1. The Company will pay Employee a total of $1,300,000.00, less applicable deductions, as Severance Pay. The Company will pay the Employee $650,000.00 of the Severance Pay by check within fourteen (14) day after the Effective Date of this Agreement. The Company will pay the Employee the remaining $650,000.00 of Severance Pay in four (4) equal installments of $162,500.00 each on July 1, 2015, October 1, 2015, January 1, 2016 and March 1, 2016. All payments of Severance Pay will be made less applicable wage deductions.
 
2. The Company agrees that (i) 39,246 Restricted Stock Units issued pursuant to the Restricted Stock Unit Award Agreement dated October 15, 2012 and (ii) 17,342 Restricted Stock Units issued pursuant to the Restricted Stock Unit Award Agreement dated March 6, 2013 will vest on the Effective Date of this Agreement.
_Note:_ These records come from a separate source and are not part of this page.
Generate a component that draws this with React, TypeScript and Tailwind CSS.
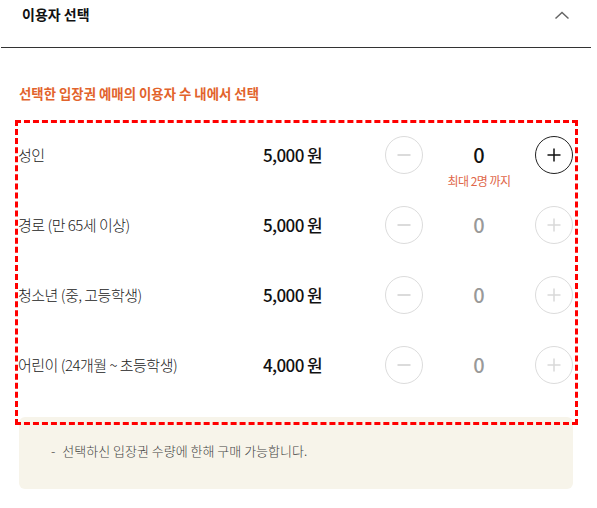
import React from 'react';

type Rate = { label: string; price: string; count: number; active: boolean };

const RATES: Rate[] = [
  { label: '성인', price: '5,000', count: 0, active: true },
  { label: '경로 (만 65세 이상)', price: '5,000', count: 0, active: false },
  { label: '청소년 (중, 고등학생)', price: '5,000', count: 0, active: false },
  { label: '어린이 (24개월 ~ 초등학생)', price: '4,000', count: 0, active: false },
];

const font = { fontFamily: '"Noto Sans CJK KR", "Noto Sans", sans-serif' };

const MinusButton: React.FC = () => (
  <button className="w-[38px] h-[38px] rounded-full border border-[#dcdcdc] bg-white flex items-center justify-center shrink-0">
    <svg width="16" height="16" viewBox="0 0 16 16">
      <line x1="1.5" y1="8" x2="14.5" y2="8" stroke="#cfcfcf" strokeWidth="1.5" />
    </svg>
  </button>
);

const PlusButton: React.FC<{ active: boolean }> = ({ active }) => (
  <button
    className={
      active
        ? 'w-[38px] h-[38px] rounded-full border border-[#222] bg-white flex items-center justify-center shrink-0'
        : 'w-[38px] h-[38px] rounded-full border border-[#dcdcdc] bg-white flex items-center justify-center shrink-0'
    }
  >
    <svg width="16" height="16" viewBox="0 0 16 16">
      <line x1="1.5" y1="8" x2="14.5" y2="8" stroke={active ? '#111' : '#d8d8d8'} strokeWidth="1.5" />
      <line x1="8" y1="1.5" x2="8" y2="14.5" stroke={active ? '#111' : '#d8d8d8'} strokeWidth="1.5" />
    </svg>
  </button>
);

const App: React.FC = () => {
  return (
    <div className="w-[597px] min-h-[508px] bg-white" style={font}>
      <div className="ml-px w-[590px] h-[48px] border-b border-[#333] flex justify-between">
        <h2 className="pl-[21px] pt-[4px] text-[14px] leading-[20px] font-bold text-[#111]">이용자 선택</h2>
        <svg className="mt-[11px] mr-[21px]" width="16" height="9" viewBox="0 0 16 9">
          <polyline points="1.5,7.5 8,1.5 14.5,7.5" fill="none" stroke="#666" strokeWidth="1.5" />
        </svg>
      </div>

      <p className="mt-[35px] pl-[19px] text-[13.4px] leading-[20px] font-bold text-[#e2632c]">
        선택한 입장권 예매의 이용자 수 내에서 선택
      </p>

      <div className="mt-[20px] ml-[18px] w-[557px] outline-3 outline-dashed outline-[#ff0000] pt-[13px] pb-[38px] pr-[2px] flex flex-col gap-[32px]">
        {RATES.map((rate, idx) => (
          <div key={idx} className="h-[38px] flex items-center">
            <span className="flex-1 text-[15px] font-light text-[#222] tracking-[-0.5px]">{rate.label}</span>
            <span className="text-[17px] font-medium text-[#111] tracking-[-0.6px]">{rate.price} 원</span>
            <div className="ml-[63px] flex items-center">
              <MinusButton />
              <div className="relative w-[112px] text-center">
                <span className={rate.active ? 'text-[20px] font-medium text-[#111]' : 'text-[20px] font-medium text-[#999]'}>
                  {rate.count}
                </span>
                {rate.active && (
                  <span className="absolute left-0 right-0 top-[33px] text-[12px] leading-[16px] text-[#e0674a] tracking-[-0.5px]">
                    최대 2명 까지
                  </span>
                )}
              </div>
              <PlusButton active={rate.active} />
            </div>
          </div>
        ))}
      </div>

      <div className="-mt-[5px] ml-[19px] w-[554px] rounded-md bg-[#f7f4ea] pl-[32px] pt-[25px] pb-[29px] text-[13px] leading-[18px] font-light text-[#444]">
        -<span className="ml-[7px]">선택하신 입장권 수량에 한해 구매 가능합니다.</span>
      </div>
    </div>
  );
};

export default App;
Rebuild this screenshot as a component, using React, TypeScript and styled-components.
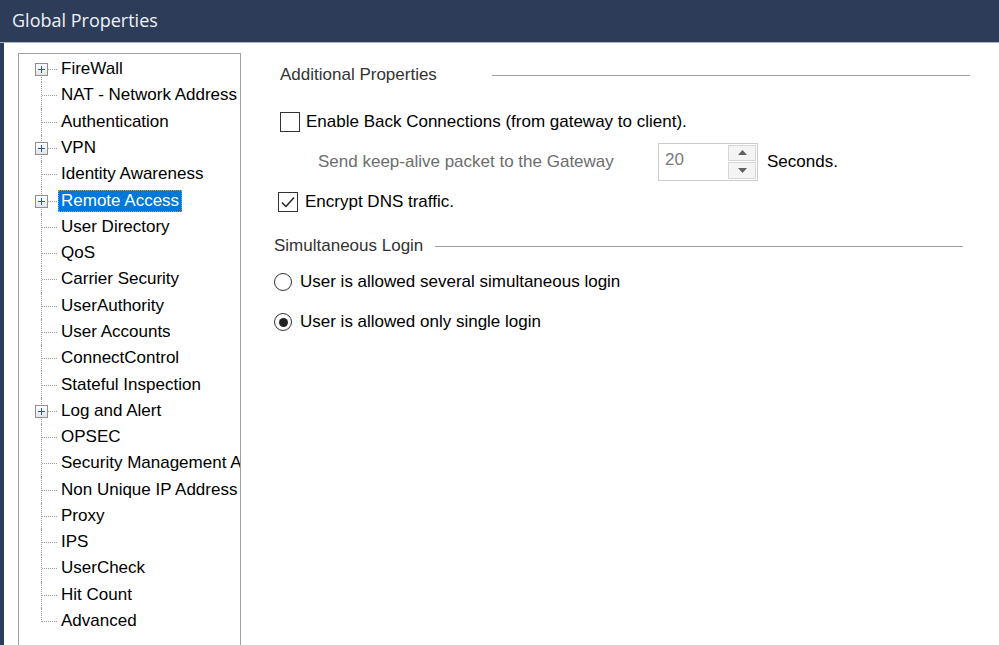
import React from 'react';
import styled, { createGlobalStyle } from 'styled-components';

const Global = createGlobalStyle`
  html, body { margin: 0; padding: 0; background: #fff; }
  body { font-family: "Liberation Sans", Arial, sans-serif; }
  #root { width: 999px; height: 645px; overflow: hidden; }
`;

const Window = styled.div`
  width: 999px;
  height: 645px;
  display: flex;
  flex-direction: column;
  background: #fff;
  overflow: hidden;
`;

const TitleBar = styled.div`
  flex: none;
  height: 43px;
  box-sizing: border-box;
  background: #2d3c58;
  border-bottom: 1px solid #a9b5c7;
  display: flex;
  align-items: center;
  padding: 0 0 2px 12px;
  color: #eef2f8;
  font-family: "Segoe UI", "Open Sans", "Noto Sans", sans-serif;
  font-size: 18px;
`;

const Body = styled.div`
  flex: 1;
  display: flex;
  border-left: 4px solid #2d3c58;
  min-height: 0;
`;

const TreePanel = styled.div`
  flex: none;
  margin: 10px 0 0 14px;
  width: 223px;
  height: 640px;
  box-sizing: border-box;
  border: 1px solid #a0a0a0;
  padding-top: 2px;
  overflow: hidden;
`;

const Row = styled.div`
  height: 26.29px;
  display: flex;
  align-items: center;
`;

const Connector = styled.div<{ $first?: boolean; $last?: boolean }>`
  flex: none;
  width: 39px;
  align-self: stretch;
  position: relative;
  &::before {
    content: '';
    position: absolute;
    left: 22px;
    top: ${(p) => (p.$first ? '50%' : '0')};
    bottom: ${(p) => (p.$last ? 'calc(50% - 1px)' : '0')};
    border-left: 1px dotted #9a9a9a;
  }
  &::after {
    content: '';
    position: absolute;
    left: 23px;
    right: 1px;
    top: 50%;
    border-top: 1px dotted #9a9a9a;
  }
`;

const Expander = styled.span`
  position: absolute;
  z-index: 1;
  left: 16px;
  top: calc(50% - 6px);
  width: 11px;
  height: 11px;
  border: 1px solid #8e8f8f;
  background: linear-gradient(#ffffff, #e4e4e4);
  display: flex;
  align-items: center;
  justify-content: center;
`;

const Label = styled.span<{ $selected?: boolean }>`
  font-size: 17px;
  line-height: 22px;
  padding: 0 3px;
  white-space: nowrap;
  color: ${(p) => (p.$selected ? '#fff' : '#000')};
  background: ${(p) => (p.$selected ? '#0078d7' : 'transparent')};
  outline: ${(p) => (p.$selected ? '1px dotted #e09030' : 'none')};
  outline-offset: -1px;
`;

const Content = styled.div`
  flex: 1;
  display: flex;
  flex-direction: column;
  padding: 22px 0 0 33px;
  font-size: 17px;
  color: #000;
`;

const SectionHeader = styled.div<{ $indent: number; $gap: number; $right: number; $top?: number }>`
  height: 20px;
  display: flex;
  align-items: center;
  margin-top: ${(p) => p.$top ?? 0}px;
  margin-left: ${(p) => p.$indent}px;
  margin-right: ${(p) => p.$right}px;
  color: #333;
  gap: ${(p) => p.$gap}px;
`;

const Rule = styled.div`
  flex: 1;
  border-top: 1px solid #a0a0a0;
  margin-top: 1px;
`;

const OptionRow = styled.div<{ $top: number; $indent?: number; $h?: number }>`
  height: ${(p) => p.$h ?? 22}px;
  margin-top: ${(p) => p.$top}px;
  margin-left: ${(p) => p.$indent ?? 0}px;
  display: flex;
  align-items: center;
  white-space: nowrap;
`;

const CheckBox = styled.span<{ $mr: number }>`
  flex: none;
  width: 18px;
  height: 18px;
  border: 1px solid #333;
  background: #fff;
  margin-right: ${(p) => p.$mr}px;
  display: flex;
  align-items: center;
  justify-content: center;
`;

const Radio = styled.span<{ $on?: boolean }>`
  flex: none;
  width: 16px;
  height: 16px;
  border: 1px solid #333;
  border-radius: 50%;
  background: #fff;
  margin-right: 8px;
  display: flex;
  align-items: center;
  justify-content: center;
  &::after {
    content: '';
    width: 9px;
    height: 9px;
    border-radius: 50%;
    background: ${(p) => (p.$on ? '#222' : 'transparent')};
  }
`;

const DisabledText = styled.span`
  color: #6d6d6d;
  width: 340px;
  flex: none;
`;

const Spin = styled.div`
  flex: none;
  width: 100px;
  height: 38px;
  box-sizing: border-box;
  border: 1px solid #cccccc;
  display: flex;
  margin-right: 9px;
  background: #fff;
`;

const SpinValue = styled.div`
  flex: 1;
  color: #7a7a7a;
  padding: 6px 0 0 6px;
  font-size: 17px;
`;

const SpinButtons = styled.div`
  width: 28px;
  display: flex;
  flex-direction: column;
  gap: 1px;
  padding: 1px 1px 1px 0;
`;

const SpinButton = styled.div`
  flex: 1;
  border: 1px solid #d6d6d6;
  background: #f4f4f4;
  display: flex;
  align-items: center;
  justify-content: center;
`;

const items: { label: string; exp?: boolean; sel?: boolean }[] = [
  { label: 'FireWall', exp: true },
  { label: 'NAT - Network Address Translation' },
  { label: 'Authentication' },
  { label: 'VPN', exp: true },
  { label: 'Identity Awareness' },
  { label: 'Remote Access', exp: true, sel: true },
  { label: 'User Directory' },
  { label: 'QoS' },
  { label: 'Carrier Security' },
  { label: 'UserAuthority' },
  { label: 'User Accounts' },
  { label: 'ConnectControl' },
  { label: 'Stateful Inspection' },
  { label: 'Log and Alert', exp: true },
  { label: 'OPSEC' },
  { label: 'Security Management Access' },
  { label: 'Non Unique IP Address Ranges' },
  { label: 'Proxy' },
  { label: 'IPS' },
  { label: 'UserCheck' },
  { label: 'Hit Count' },
  { label: 'Advanced' },
];

const Plus = () => (
  <svg width="9" height="9" viewBox="0 0 9 9" shapeRendering="crispEdges">
    <rect x="1" y="4" width="7" height="1.4" fill="#2a5aa8" />
    <rect x="3.8" y="1" width="1.4" height="7" fill="#2a5aa8" />
  </svg>
);

const Check = () => (
  <svg width="18" height="18" viewBox="0 0 18 18">
    <polyline points="3,9.5 7,13.5 15,4.5" fill="none" stroke="#222" strokeWidth="1.5" />
  </svg>
);

const Arrow = ({ up }: { up?: boolean }) => (
  <svg width="9" height="5" viewBox="0 0 9 5">
    <polygon points={up ? '0,5 9,5 4.5,0' : '0,0 9,0 4.5,5'} fill="#606060" />
  </svg>
);

export default function App() {
  return (
    <Window>
      <Global />
      <TitleBar>Global Properties</TitleBar>
      <Body>
        <TreePanel>
          {items.map((it, i) => (
            <Row key={it.label}>
              <Connector $first={i === 0} $last={i === items.length - 1}>
                {it.exp && (
                  <Expander>
                    <Plus />
                  </Expander>
                )}
              </Connector>
              <Label $selected={it.sel}>{it.label}</Label>
            </Row>
          ))}
        </TreePanel>
        <Content>
          <SectionHeader $indent={6} $gap={55} $right={29}>
            Additional Properties
            <Rule />
          </SectionHeader>
          <OptionRow $top={26} $indent={6}>
            <CheckBox $mr={6} />
            Enable Back Connections (from gateway to client).
          </OptionRow>
          <OptionRow $top={10} $indent={44} $h={37}>
            <DisabledText>Send keep-alive packet to the Gateway</DisabledText>
            <Spin>
              <SpinValue>20</SpinValue>
              <SpinButtons>
                <SpinButton>
                  <Arrow up />
                </SpinButton>
                <SpinButton>
                  <Arrow />
                </SpinButton>
              </SpinButtons>
            </Spin>
            Seconds.
          </OptionRow>
          <OptionRow $top={11} $indent={4}>
            <CheckBox $mr={7}>
              <Check />
            </CheckBox>
            Encrypt DNS traffic.
          </OptionRow>
          <SectionHeader $indent={0} $gap={12} $right={36} $top={23}>
            Simultaneous Login
            <Rule />
          </SectionHeader>
          <OptionRow $top={15}>
            <Radio />
            User is allowed several simultaneous login
          </OptionRow>
          <OptionRow $top={18}>
            <Radio $on />
            User is allowed only single login
          </OptionRow>
        </Content>
      </Body>
    </Window>
  );
}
The Parties agree that Executive’s other rights and obligations with regard to these awards will be governed by the applicable award agreement and the Company’s Omnibus Incentive Plan. All other outstanding awards shall be canceled and forfeited
 
3. If the Employee timely elects to continue health, dental and vision insurance coverage for himself and his eligible dependent pursuant to COBRA, the Company will pay the full cost of such continued coverage for up to one (1) one year. Employee agrees that if he becomes eligible for health and/or dental insurance from another employer, he will elect such coverage as soon as it becomes available and will notify the Company immediately and, consequently, the Company’s obligations hereunder will cease.
 
4. The Company will reimburse the Employee for the actual cost of any outplacement services in which the Employee participates within the first eighteen (18) months after the Effective Date of this Agreement. Such reimbursement will be made within thirty (30) days after the Employee submits an invoice for and evidence of payment for the outplacement services. The total amount that the Company will reimburse for outplacement services will not exceed $30,000.00.
 
5. For one (1) year after the Effective Date of this Agreement, the Company will allow the Executive to use his current Company-issued automobile, under the terms by which the Executive currently uses such automobile.